### Information supplied:
───

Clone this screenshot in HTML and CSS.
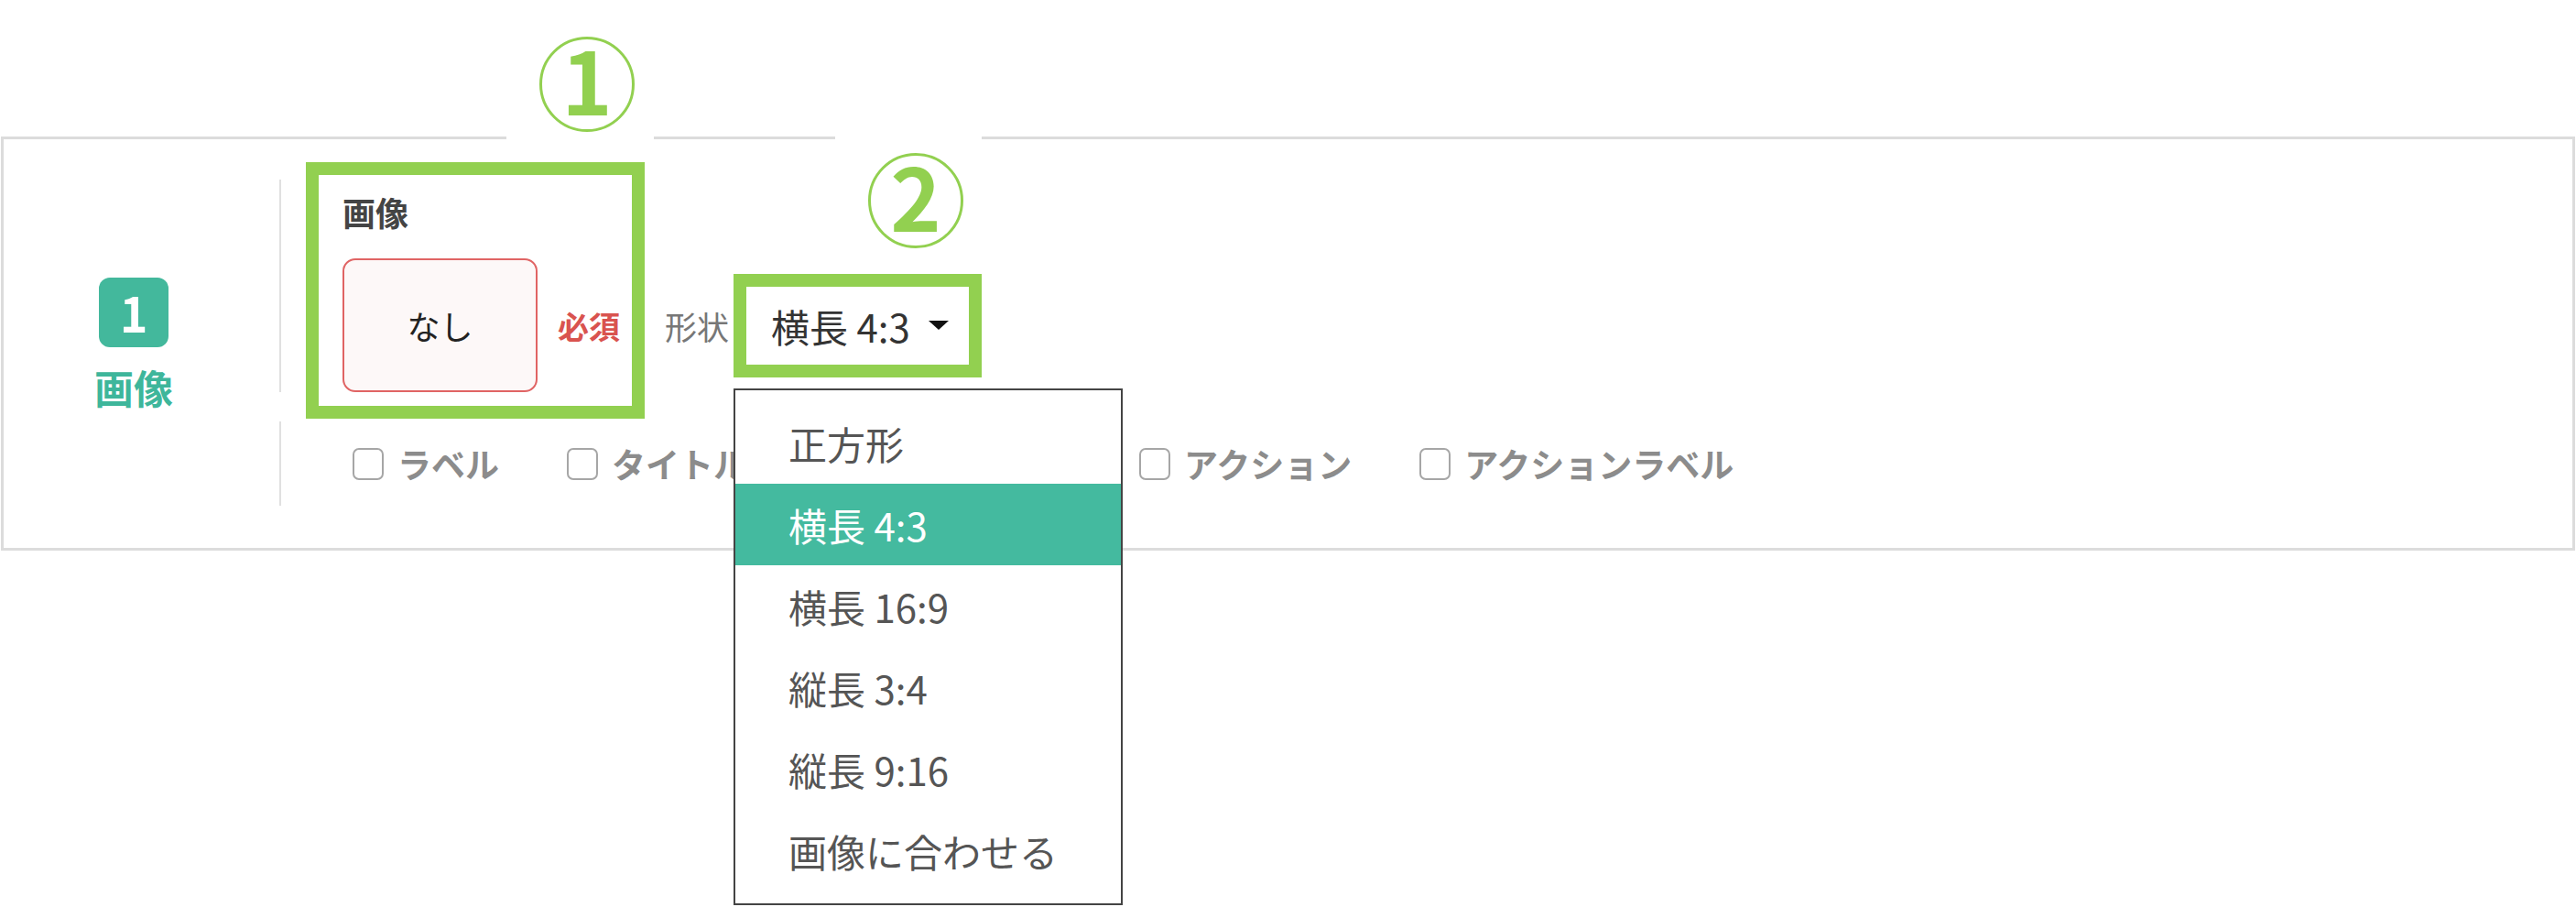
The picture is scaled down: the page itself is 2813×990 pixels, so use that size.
FILE: index.html
```html
<!DOCTYPE html>
<html lang="ja">
<head>
<meta charset="utf-8">
<title>画像</title>
<link rel="stylesheet" href="styles.css">
</head>
<body>
<div class="page">
  <div class="annot annot-1">
    <div class="circled">1</div>
  </div>
  <div class="annot annot-2">
    <div class="circled">2</div>
  </div>
  <div class="annot-box annot-box-1"></div>

  <section class="panel">
    <div class="side">
      <div class="badge">1</div>
      <div class="side-title">画像</div>
    </div>
    <div class="main">
      <div class="row row-fields">
        <div class="field-label">画像</div>
        <div class="controls">
          <div class="image-box">なし</div>
          <span class="required">必須</span>
          <span class="shape-label">形状</span>
          <div class="select">
            <span class="select-value">横長 4:3</span>
            <span class="caret"></span>
            <ul class="menu">
              <li>正方形</li>
              <li class="active">横長 4:3</li>
              <li>横長 16:9</li>
              <li>縦長 3:4</li>
              <li>縦長 9:16</li>
              <li>画像に合わせる</li>
            </ul>
          </div>
        </div>
      </div>
      <div class="row row-checks">
        <label class="check"><span class="box"></span><span class="check-text">ラベル</span></label>
        <label class="check"><span class="box"></span><span class="check-text">タイトル</span></label>
        <label class="check check-covered"><span class="box"></span><span class="check-text check-text-wide">サブタイトル</span></label>
        <label class="check"><span class="box"></span><span class="check-text">アクション</span></label>
        <label class="check"><span class="box"></span><span class="check-text">アクションラベル</span></label>
      </div>
    </div>
  </section>
</div>
</body>
</html>
```

FILE: styles.css
```css
* {
  box-sizing: border-box;
}

html, body {
  margin: 0;
  padding: 0;
  background: #ffffff;
}

body {
  font-family: "Noto Sans CJK JP", "Noto Sans", sans-serif;
  width: 2813px;
  height: 990px;
  overflow: hidden;
}

.page {
  position: relative;
  width: 2813px;
  height: 990px;
  padding-top: 149px;
  padding-left: 1px;
}

/* ---------- annotations ---------- */
.annot {
  position: absolute;
  background: #ffffff;
  z-index: 3;
}

.annot-1 {
  left: 553px;
  top: 20px;
  width: 161px;
  height: 140px;
  padding: 20px 0 0 36px;
}

.annot-2 {
  left: 912px;
  top: 140px;
  width: 160px;
  height: 140px;
  padding: 27px 0 0 36px;
}

.circled {
  width: 104px;
  height: 104px;
  border: 3px solid #92d050;
  border-radius: 50%;
  color: #92d050;
  font-weight: 700;
  font-size: 94px;
  line-height: 84px;
  text-align: center;
  overflow: visible;
}

.annot-box {
  position: absolute;
  border: 14px solid #92d050;
  z-index: 3;
}

.annot-box-1 {
  left: 334px;
  top: 177px;
  width: 370px;
  height: 280px;
}

/* ---------- panel ---------- */
.panel {
  display: flex;
  width: 2811px;
  height: 452px;
  border: 3px solid #dcdcdc;
}

.side {
  width: 301px;
  flex: none;
  display: flex;
  flex-direction: column;
  justify-content: center;
  align-items: center;
  padding-right: 17px;
}

.badge {
  width: 76px;
  height: 76px;
  border-radius: 12px;
  background: #43b89c;
  color: #ffffff;
  font-weight: 700;
  font-size: 52px;
  line-height: 76px;
  text-align: center;
}

.side-title {
  margin-top: 17px;
  font-size: 43px;
  line-height: 52px;
  font-weight: 700;
  color: #3eb69b;
}

.main {
  flex: 1;
  display: flex;
  flex-direction: column;
}

.row {
  border-left: 2px solid #e0e0e0;
}

.row-fields {
  margin-top: 44px;
  padding: 11px 0 0 67px;
}

.field-label {
  font-size: 36px;
  line-height: 48px;
  height: 48px;
  font-weight: 700;
  color: #444444;
  margin-bottom: 27px;
}

.controls {
  display: flex;
  align-items: center;
}

.image-box {
  width: 213px;
  height: 146px;
  border: 2px solid #e06464;
  border-radius: 14px;
  background: #fdf8f8;
  display: flex;
  align-items: center;
  justify-content: center;
  font-size: 36px;
  color: #222222;
}

.required {
  margin-left: 22px;
  font-size: 34px;
  font-weight: 700;
  color: #d9534f;
}

.shape-label {
  margin-left: 49px;
  font-size: 35px;
  color: #777777;
}

.select {
  position: relative;
  margin-left: 19px;
  width: 243px;
  height: 85px;
  background: #ffffff;
  outline: 14px solid #92d050;
  display: flex;
  align-items: center;
  padding-left: 27px;
}

.select-value {
  font-size: 42px;
  color: #333333;
  white-space: nowrap;
}

.caret {
  margin-left: 20px;
  width: 0;
  height: 0;
  border-left: 11.5px solid transparent;
  border-right: 11.5px solid transparent;
  border-top: 10px solid #111111;
}

.menu {
  position: absolute;
  left: -14px;
  top: 111px;
  width: 425px;
  margin: 0;
  padding: 13px 0;
  list-style: none;
  background: #ffffff;
  border: 2px solid #444444;
  z-index: 5;
}

.menu li {
  height: 89px;
  line-height: 89px;
  padding-left: 58px;
  font-size: 42px;
  color: #555555;
  white-space: nowrap;
}

.menu li.active {
  background: #44ba9f;
  color: #ffffff;
}

.row-checks {
  margin-top: 32px;
  height: 92px;
  padding-left: 78px;
  display: flex;
  align-items: center;
  gap: 74px;
}

.check {
  display: flex;
  align-items: center;
}

.check-covered {
  visibility: hidden;
}

.box {
  width: 34px;
  height: 35px;
  border: 2px solid #a6a6a6;
  border-radius: 7px;
  background: #ffffff;
}

.check-text {
  margin-left: 15px;
  font-size: 37px;
  font-weight: 700;
  color: #8c8c8c;
  white-space: nowrap;
}

.check-text-wide {
  width: 231px;
}
```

───

### Your task:
The word "page" may appear on some lines. Report how many lines hold it, giving the number alone.

### Exercise response:
3